作者: 河南邓州 | 来源:发表于2019-04-05 12:39 被阅读0次

    早红薯秧苗移栽成活后,用不了一个月的时间就该开始向四围爬秧了。在邓州农村,早红薯秧苗栽下后,露出地垄上面的茎叶部分俗称为“簪儿”,红薯爬秧则被称为“倒簪儿”,也就是说红薯秧苗不再直立朝天,而向周边蔓延生长的意思。

    红薯秧苗刚刚“倒簪儿”,可恶的杂草便又要出来捣乱了,土垄和凹沟中间,到处皆是它们的身影;阴雨连绵的日子里,农人们依旧全家出动,披蓑衣戴竹笠,分别蹲于垄间,一面薅草一面翻着红薯秧。杂草是趁着还没形成威胁就将其掐死在萌芽状态,而翻红薯秧,则是因为红薯秧四处乱爬,爬到哪里秧上的根须便扎到哪里,相邻几窝的红薯秧常常纠结盘缠一起,翻红薯秧就是乘着地皮潮润虚软,把红薯秧小心翼翼的提起来,挣断它所扎下的纤细根须,据说这样可以使红薯秧把所有的营养全部用于主根,保证将来结出的红薯更大;挣断根须后,再把红薯秧捋捋顺顺的归拢到各自的土垄上,这样就使一垄的红薯秧不和相邻垄上的红薯秧牵连交接了,看上去也整齐划一了。在翻红薯秧的过程中,有时未免由于用力过当而将红薯秧扯断一段,这些扯断的红薯秧便被夹带回家,嫩叶采了丢锅下饭,枝梗剁碎喂猪喂羊。后来村里放电影,——在当年的邓州农村,电影放映前总要留出一段时间,宣传国际国内政治形势,宣讲农业管理畜牧养殖技术,——那天电影放映前宣讲的是红薯的栽培管理技术,技术员对着大喇叭说,大家以后都不要再翻红薯秧了,以前的观念是错误的,因为红薯秧在爬行过程中扎下的根须照样也可吸收土壤中的养分然后供应到红薯的主根上,这样主根汲取的养分就更多了,结出的红薯自然就更大了。从那以后,村民们在薅草的时候就再也不用辛辛苦苦的翻红薯秧了。

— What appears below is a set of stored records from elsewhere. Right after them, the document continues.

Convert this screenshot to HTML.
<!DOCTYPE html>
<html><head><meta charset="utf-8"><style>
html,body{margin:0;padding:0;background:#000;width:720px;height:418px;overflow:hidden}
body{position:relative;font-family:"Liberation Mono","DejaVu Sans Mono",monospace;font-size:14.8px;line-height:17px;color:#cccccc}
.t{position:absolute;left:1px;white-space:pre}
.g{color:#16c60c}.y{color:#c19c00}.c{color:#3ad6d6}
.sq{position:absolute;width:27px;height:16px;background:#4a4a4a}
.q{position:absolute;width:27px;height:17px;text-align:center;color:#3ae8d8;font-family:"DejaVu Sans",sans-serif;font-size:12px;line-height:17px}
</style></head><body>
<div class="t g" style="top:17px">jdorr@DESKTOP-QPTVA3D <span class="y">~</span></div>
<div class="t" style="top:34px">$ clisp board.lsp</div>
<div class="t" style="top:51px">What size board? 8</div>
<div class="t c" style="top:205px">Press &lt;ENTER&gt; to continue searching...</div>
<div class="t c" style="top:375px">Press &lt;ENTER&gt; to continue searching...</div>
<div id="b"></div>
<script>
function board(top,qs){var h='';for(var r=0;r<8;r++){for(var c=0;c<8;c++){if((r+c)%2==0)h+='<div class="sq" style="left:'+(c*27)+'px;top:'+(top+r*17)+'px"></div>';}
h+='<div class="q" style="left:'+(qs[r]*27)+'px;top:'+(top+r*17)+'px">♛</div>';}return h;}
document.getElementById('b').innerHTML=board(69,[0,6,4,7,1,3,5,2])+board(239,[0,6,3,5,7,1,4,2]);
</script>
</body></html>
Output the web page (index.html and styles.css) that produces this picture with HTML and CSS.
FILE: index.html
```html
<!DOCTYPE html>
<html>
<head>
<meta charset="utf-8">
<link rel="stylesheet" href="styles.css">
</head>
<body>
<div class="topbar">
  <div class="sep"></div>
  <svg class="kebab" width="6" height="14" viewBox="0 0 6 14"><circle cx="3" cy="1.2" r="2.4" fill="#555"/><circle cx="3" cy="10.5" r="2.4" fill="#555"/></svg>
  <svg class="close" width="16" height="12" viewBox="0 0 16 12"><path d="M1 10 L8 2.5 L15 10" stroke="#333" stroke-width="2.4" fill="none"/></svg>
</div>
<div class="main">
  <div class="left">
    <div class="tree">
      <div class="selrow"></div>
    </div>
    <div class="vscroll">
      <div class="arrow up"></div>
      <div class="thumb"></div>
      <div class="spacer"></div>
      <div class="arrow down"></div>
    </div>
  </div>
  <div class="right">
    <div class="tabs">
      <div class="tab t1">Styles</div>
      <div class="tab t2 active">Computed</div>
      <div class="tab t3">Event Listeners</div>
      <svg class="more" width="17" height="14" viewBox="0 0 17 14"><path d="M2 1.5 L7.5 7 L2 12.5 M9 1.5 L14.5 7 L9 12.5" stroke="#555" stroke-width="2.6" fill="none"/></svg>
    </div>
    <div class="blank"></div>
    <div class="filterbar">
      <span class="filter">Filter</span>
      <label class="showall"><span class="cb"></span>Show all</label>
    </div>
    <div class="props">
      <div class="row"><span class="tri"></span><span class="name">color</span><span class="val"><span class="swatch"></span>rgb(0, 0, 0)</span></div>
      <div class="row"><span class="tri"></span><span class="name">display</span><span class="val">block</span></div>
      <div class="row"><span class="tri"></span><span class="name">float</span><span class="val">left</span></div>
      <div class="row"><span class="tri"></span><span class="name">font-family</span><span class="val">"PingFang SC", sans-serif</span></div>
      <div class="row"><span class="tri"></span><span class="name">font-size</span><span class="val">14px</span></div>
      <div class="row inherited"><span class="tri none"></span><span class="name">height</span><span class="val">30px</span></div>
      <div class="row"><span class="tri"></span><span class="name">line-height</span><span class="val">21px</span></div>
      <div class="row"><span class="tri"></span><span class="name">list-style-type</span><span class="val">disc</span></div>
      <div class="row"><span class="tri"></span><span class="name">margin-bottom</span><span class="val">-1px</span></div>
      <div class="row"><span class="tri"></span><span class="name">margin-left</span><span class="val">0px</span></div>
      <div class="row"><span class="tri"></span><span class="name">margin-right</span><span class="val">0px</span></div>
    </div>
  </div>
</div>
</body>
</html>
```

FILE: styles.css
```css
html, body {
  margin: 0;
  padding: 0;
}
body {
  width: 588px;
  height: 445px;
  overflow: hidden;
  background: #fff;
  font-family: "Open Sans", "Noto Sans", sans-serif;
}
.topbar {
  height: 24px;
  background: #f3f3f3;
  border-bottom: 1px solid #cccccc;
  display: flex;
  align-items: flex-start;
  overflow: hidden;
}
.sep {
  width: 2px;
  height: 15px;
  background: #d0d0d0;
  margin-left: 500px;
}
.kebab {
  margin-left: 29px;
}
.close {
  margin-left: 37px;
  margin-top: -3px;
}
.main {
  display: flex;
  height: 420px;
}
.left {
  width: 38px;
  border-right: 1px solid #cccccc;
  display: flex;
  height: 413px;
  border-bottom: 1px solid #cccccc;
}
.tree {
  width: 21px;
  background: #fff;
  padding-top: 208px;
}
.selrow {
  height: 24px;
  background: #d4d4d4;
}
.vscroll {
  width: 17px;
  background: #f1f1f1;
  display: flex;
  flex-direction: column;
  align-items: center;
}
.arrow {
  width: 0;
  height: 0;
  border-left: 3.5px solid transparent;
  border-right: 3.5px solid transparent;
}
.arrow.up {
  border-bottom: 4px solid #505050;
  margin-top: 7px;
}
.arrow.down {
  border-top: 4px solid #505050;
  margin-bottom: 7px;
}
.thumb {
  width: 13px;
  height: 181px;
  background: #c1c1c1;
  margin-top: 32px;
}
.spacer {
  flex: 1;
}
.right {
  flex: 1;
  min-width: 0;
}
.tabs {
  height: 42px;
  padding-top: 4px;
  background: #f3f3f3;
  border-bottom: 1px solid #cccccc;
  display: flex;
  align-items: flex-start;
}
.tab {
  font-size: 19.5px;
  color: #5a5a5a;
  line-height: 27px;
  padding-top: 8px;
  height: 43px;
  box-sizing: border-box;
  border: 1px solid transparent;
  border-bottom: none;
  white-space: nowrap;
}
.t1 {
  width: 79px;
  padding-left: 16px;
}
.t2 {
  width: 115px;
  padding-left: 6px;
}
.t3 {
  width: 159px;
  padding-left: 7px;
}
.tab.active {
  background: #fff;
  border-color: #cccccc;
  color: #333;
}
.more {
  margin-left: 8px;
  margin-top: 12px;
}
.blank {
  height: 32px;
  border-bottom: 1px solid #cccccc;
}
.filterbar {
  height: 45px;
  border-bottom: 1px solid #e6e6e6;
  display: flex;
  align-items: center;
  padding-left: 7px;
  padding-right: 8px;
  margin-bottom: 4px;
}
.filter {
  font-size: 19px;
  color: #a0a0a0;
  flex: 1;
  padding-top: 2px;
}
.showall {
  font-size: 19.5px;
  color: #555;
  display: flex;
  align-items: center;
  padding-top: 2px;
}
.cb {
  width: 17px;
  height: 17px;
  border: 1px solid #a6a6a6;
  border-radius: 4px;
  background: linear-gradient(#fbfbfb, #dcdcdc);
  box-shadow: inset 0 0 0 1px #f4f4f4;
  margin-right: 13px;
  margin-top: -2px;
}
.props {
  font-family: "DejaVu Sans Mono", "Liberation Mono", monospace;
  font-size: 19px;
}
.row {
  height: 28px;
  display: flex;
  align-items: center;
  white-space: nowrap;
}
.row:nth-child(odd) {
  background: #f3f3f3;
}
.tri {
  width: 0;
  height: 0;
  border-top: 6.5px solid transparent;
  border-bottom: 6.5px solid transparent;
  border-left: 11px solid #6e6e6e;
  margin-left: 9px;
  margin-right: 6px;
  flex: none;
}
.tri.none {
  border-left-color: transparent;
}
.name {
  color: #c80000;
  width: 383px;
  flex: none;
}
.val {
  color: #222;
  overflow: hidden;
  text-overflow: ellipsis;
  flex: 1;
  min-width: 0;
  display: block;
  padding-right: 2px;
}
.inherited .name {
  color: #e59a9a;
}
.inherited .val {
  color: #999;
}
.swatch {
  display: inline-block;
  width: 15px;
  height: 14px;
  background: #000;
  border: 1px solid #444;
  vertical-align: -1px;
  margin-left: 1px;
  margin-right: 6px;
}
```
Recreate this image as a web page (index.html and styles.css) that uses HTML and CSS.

    红薯秧爬到胳臂来长的时候,需要再追一次肥,且最好是追施土肥,因为土肥的虚软极有利于红薯的膨大。于是就将土肥先用拉车一车一车的拉到田头,次用担子一担一担的挑到地里,再用锹锨一窝一窝的撒于红薯秧的根部。其时鸟语花香,桃红柳绿,正是春光渐老的时节,气温高得几乎炎夏一般,拉车挑担的往来奔波,舞锹弄锨的倾洒土肥,便是光着膀子裸着脊背也觉热汗津津,便是戴着草帽眯着眼睛也觉日光刺人。唉,又是一场磨破肩膀挣断筋骨的辛苦劳作呀……

    端午节前后,土垄中的红薯已有拳头大了,农人们为了尝鲜,当然更重要的是为了节省

    粮面,就开始隔三差五的去往地里挖上一箩筐红薯,擓回家中洗了掺进面条饭里煮吃。这时候的红薯或者甜丝丝的,或者面得噎人,正是孩子们的最爱,因为他们已经许久没有吃到红薯了。这种面条锅里煮红薯的吃法,一直可以延续到中秋节前后起早红薯的时候。那些细心的农人每次挖红薯时都要认准一行土垄去挖,而且还要点数清楚每次挖的红薯的窝数,也就是要记住这次挖红薯挖到了哪里,下次来挖的时候看看有没有差错,因为有些手脚不稳的农人为了省俭自家地里的红薯,常常会在夜晚偷挖别人家的红薯,——要知道,为了几颗红薯做贼,可是饥饿年代里常有的现象啊!

    既然有贼,自然便得防得捉。月亮在云絮间一漾一漾的漂浮着,几个大人手提棍棒,悄悄的埋伏于红薯地附近的沟坎里,凝神屏气的谛听侦视着周围的动静。终于,夜半时分一个黑影鬼鬼祟祟的出现了,左手拎着䦆镐,右臂挎着箩筐,悄步潜向红薯地里。抓贼——!众人一声大喝,犹如神兵天降般的突然现身,并分作几路四面围堵上去。“妈呀”一声,黑影吓得屁滚尿流,转头就跑,众人自然大步流星,紧追不舍;黑影在逃跑过程中扔掉了䦆镐,扔掉了箩筐,甚至连脚上的破鞋也踢掉了一只,虽然未被当场抓住,却已仓皇狼狈至极。所以在邓州农村,常有一句极表鄙视之意的话语流行:瞧你那熊吃蚂虾的臭样,简直弄得跟个扒红薯贼似的!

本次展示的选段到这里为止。